If the second choice is right, then NATO's Cold War membership will not do. Our alliance has to be open to those countries that can contribute to its goals today. It can't lock out a group of countries because they once fell on one side of an arbitrary Cold War dividing line -- a line that did as much to isolate Russia from Europe as it did any other nation.

Fourth, I hope you will come to see that NATO enlargement will make a positive contribution to the security of all of Europe. It should go without saying that Russia will benefit from the resolution of ethnic and border disputes in central Europe. This is the effect enlargement is already having.

NATO membership will give these countries the confidence they need to pursue regional arms control and to build closer relations with Russia. In fact, it is precisely because NATO is taking in new members that we can now avert the threat of a major military build-up in central Europe. Central Europeans want to join NATO for the same reasons that current members would never leave it. They want to be part of an integrated Europe that is anchored to the United States.

If you suggest that Russia and NATO should negotiate over the heads of these countries -- if you suggest we should somehow agree to derail their aspirations -- you will ignite the very fears in central Europe that you are trying to extinguish.

Let me ask you to consider what would happen if NATO, on Russian advice, decided not to enlarge. Old dividing lines would re-emerge in the heart of Europe. Confidence would disintegrate in many of the new democracies. And a new, destabilizing scramble for security would result. Central Europeans would blame Russia; the progress you have made in establishing normal relations with them would crumble. These countries would seek to build up their own armed forces. A meaningful CFE treaty could not be negotiated. There would be little chance of building a closer relationship between NATO and Russia. The cooperation we've already forged -- the joint exercises, joint training, and military liaison offices -- could well disappear.

I know it will take time for the progress of trust in the NATO-Russia relationship to catch up with the process of change in Europe. But you are among the most influential opinion leaders in your country. Even if you continue to believe that on balance NATO enlargement is unwise, I do hope you will help inform Russia's people and its leaders that they are dealing with a new NATO.

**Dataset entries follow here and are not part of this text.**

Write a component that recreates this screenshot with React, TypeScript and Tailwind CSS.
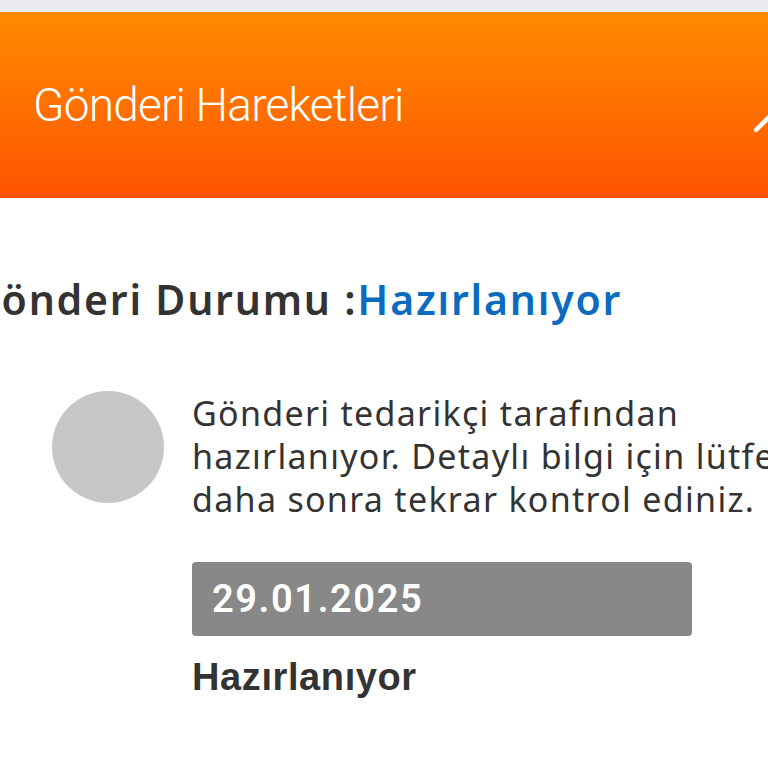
export default function App() {
  return (
    <div className="w-[768px] h-[768px] overflow-hidden bg-white" style={{ fontFamily: '"Noto Sans", Roboto, sans-serif' }}>
      <div className="h-[12px] bg-[#e9ebee]" />
      <div className="relative h-[186px] bg-gradient-to-b from-[#ff8a00] to-[#ff5200] flex items-center">
        <h1 className="ml-[33px] text-white text-[46px] font-light tracking-[-0.8px]" style={{ fontFamily: 'Roboto, sans-serif' }}>
          Gönderi Hareketleri
        </h1>
        <svg className="absolute left-[748px] top-[78px]" width="40" height="44" viewBox="0 0 40 44">
          <path d="M8 40 L30 18 L52 40" fill="none" stroke="white" strokeWidth="4.5" strokeLinecap="round" />
        </svg>
      </div>

      <div className="mt-[77px] -ml-[30px] text-[41px] leading-[48px] font-semibold text-[#333] tracking-[1.8px] whitespace-nowrap">
        Gönderi Durumu :<span className="text-[#0b6cbf]">Hazırlanıyor</span>
      </div>

      <div className="mt-[69px] flex pl-[52px] gap-[28px]">
        <div className="w-[112px] h-[112px] rounded-full bg-[#c6c6c6] shrink-0 -mt-[1px]" />
        <div className="flex-1 min-w-0">
          <p className="text-[34px] leading-[43px] text-[#333] tracking-[1.3px] whitespace-nowrap">
            Gönderi tedarikçi tarafından<br />
            hazırlanıyor. Detaylı bilgi için lütfen<br />
            daha sonra tekrar kontrol ediniz.
          </p>
          <div className="mt-[41px] w-[500px] h-[74px] rounded-[4px] bg-[#888888] flex items-center px-[20px]">
            <span className="text-white text-[38px] font-semibold tracking-[1.6px]" style={{ fontFamily: 'Roboto, sans-serif' }}>29.01.2025</span>
          </div>
          <div className="mt-[19px] text-[38px] leading-[44px] font-bold text-[#333] tracking-[0.6px]" style={{ fontFamily: '"Liberation Sans", Arial, sans-serif' }}>
            Hazırlanıyor
          </div>
        </div>
      </div>
    </div>
  );
}
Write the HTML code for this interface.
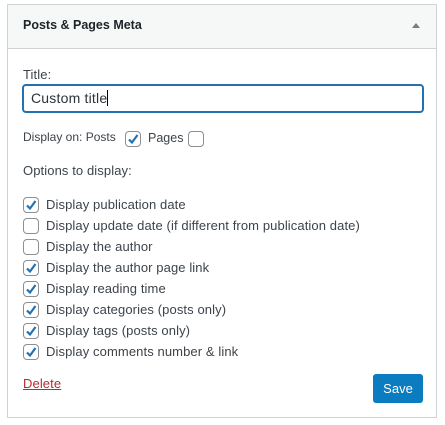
<!DOCTYPE html>
<html><head><style>
body{margin:0;width:445px;height:425px;background:#fff;font-family:"Liberation Sans",Arial,sans-serif;color:#3c434a;position:relative;overflow:hidden}
.a{position:absolute;white-space:nowrap}
.panel{position:absolute;left:7px;top:4px;width:430px;height:414px;border:1px solid #d0d3d6;box-sizing:border-box}
.hdr{position:absolute;left:8px;top:5px;width:428px;height:43px;background:#f6f7f7;border-bottom:1px solid #d0d3d6}
.cb{position:absolute;width:14px;height:14px;border:1px solid #8c8f94;border-radius:4px;background:#fff}
.cb svg{position:absolute;left:0;top:0}
.t{font-size:13px;letter-spacing:0.1px;color:#3c434a}
</style></head><body>
<div class="panel"></div>
<div class="hdr"></div>
<div class="a" style="left:23px;top:18px;font-size:12.5px;font-weight:bold;color:#1d2327">Posts &amp; Pages Meta</div>
<div class="a" style="left:412px;top:23px;width:0;height:0;border-left:4px solid transparent;border-right:4px solid transparent;border-bottom:5px solid #787c82"></div>
<div class="a t" style="left:23px;top:67px">Title:</div>
<div class="a" style="left:22px;top:84px;width:402px;height:29px;border:2px solid #2271b1;border-radius:4px;box-sizing:border-box"></div>
<div class="a" style="left:31px;top:90px;font-size:14px;letter-spacing:0.2px;color:#2c3338">Custom title<span style="display:inline-block;width:1px;height:16px;background:#000;vertical-align:-3px"></span></div>
<div class="a" style="left:23px;top:130px;font-size:12px">Display on: Posts</div>
<div class="cb" style="left:125px;top:131px"><svg width="14" height="14"><path d="M3 7.5 L6 10.5 L11.5 3" stroke="#2271b1" stroke-width="2.2" fill="none"/></svg></div>
<div class="a" style="left:148px;top:131px;font-size:12.5px">Pages</div>
<div class="cb" style="left:188px;top:131px"></div>
<div class="a t" style="left:23px;top:163px">Options to display:</div>
<div class="cb" style="left:23px;top:197px"><svg width="14" height="14"><path d="M3 7.5 L6 10.5 L11.5 3" stroke="#2271b1" stroke-width="2.2" fill="none"/></svg></div>
<div class="a t" style="left:46px;top:197px">Display publication date</div>
<div class="cb" style="left:23px;top:218px"></div>
<div class="a t" style="left:46px;top:218px">Display update date (if different from publication date)</div>
<div class="cb" style="left:23px;top:239px"></div>
<div class="a t" style="left:46px;top:239px">Display the author</div>
<div class="cb" style="left:23px;top:260px"><svg width="14" height="14"><path d="M3 7.5 L6 10.5 L11.5 3" stroke="#2271b1" stroke-width="2.2" fill="none"/></svg></div>
<div class="a t" style="left:46px;top:260px">Display the author page link</div>
<div class="cb" style="left:23px;top:281px"><svg width="14" height="14"><path d="M3 7.5 L6 10.5 L11.5 3" stroke="#2271b1" stroke-width="2.2" fill="none"/></svg></div>
<div class="a t" style="left:46px;top:281px">Display reading time</div>
<div class="cb" style="left:23px;top:302px"><svg width="14" height="14"><path d="M3 7.5 L6 10.5 L11.5 3" stroke="#2271b1" stroke-width="2.2" fill="none"/></svg></div>
<div class="a t" style="left:46px;top:302px">Display categories (posts only)</div>
<div class="cb" style="left:23px;top:323px"><svg width="14" height="14"><path d="M3 7.5 L6 10.5 L11.5 3" stroke="#2271b1" stroke-width="2.2" fill="none"/></svg></div>
<div class="a t" style="left:46px;top:323px">Display tags (posts only)</div>
<div class="cb" style="left:23px;top:344px"><svg width="14" height="14"><path d="M3 7.5 L6 10.5 L11.5 3" stroke="#2271b1" stroke-width="2.2" fill="none"/></svg></div>
<div class="a t" style="left:46px;top:344px">Display comments number &amp; link</div>
<div class="a t" style="left:23px;top:376px;color:#b32d2e;text-decoration:underline">Delete</div>
<div class="a" style="left:373px;top:374px;width:50px;height:29px;background:#0a7cbf;border-radius:3px;color:#fff;font-size:13px;line-height:29px;text-align:center">Save</div>
</body></html>
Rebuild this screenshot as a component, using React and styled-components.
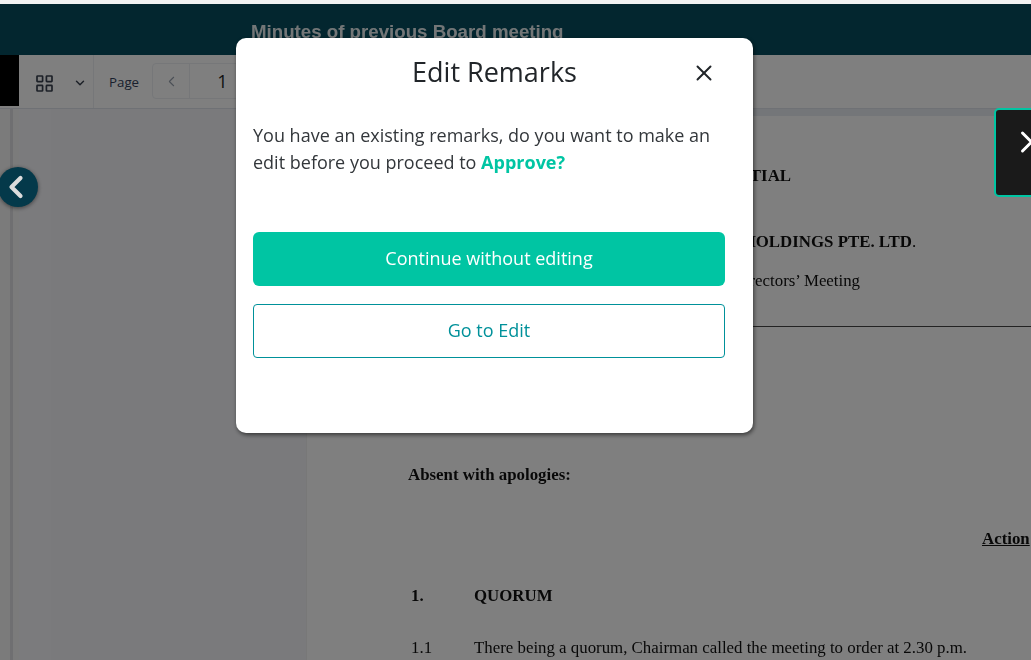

In the meantime, we all need to reflect on how we manage the differences that arise in even the closest relationship. There have been times, as you all know, when the United States has strongly disagreed with Russian policies. In these cases, we have spoken openly and forcefully, but we have also made clear our determination to keep working together. None of us have the luxury of making a list of differences and walking away.

That is why we will continue our effort to work out a relationship between NATO and Russia. It does not have to happen now; the important thing is to get it right. And that is why we must stay focused on the unique responsibility Russia and America share: to keep strengthening our relationship and our cooperation in building a more stable, inclusive and democratic world.

I welcome any questions you may have.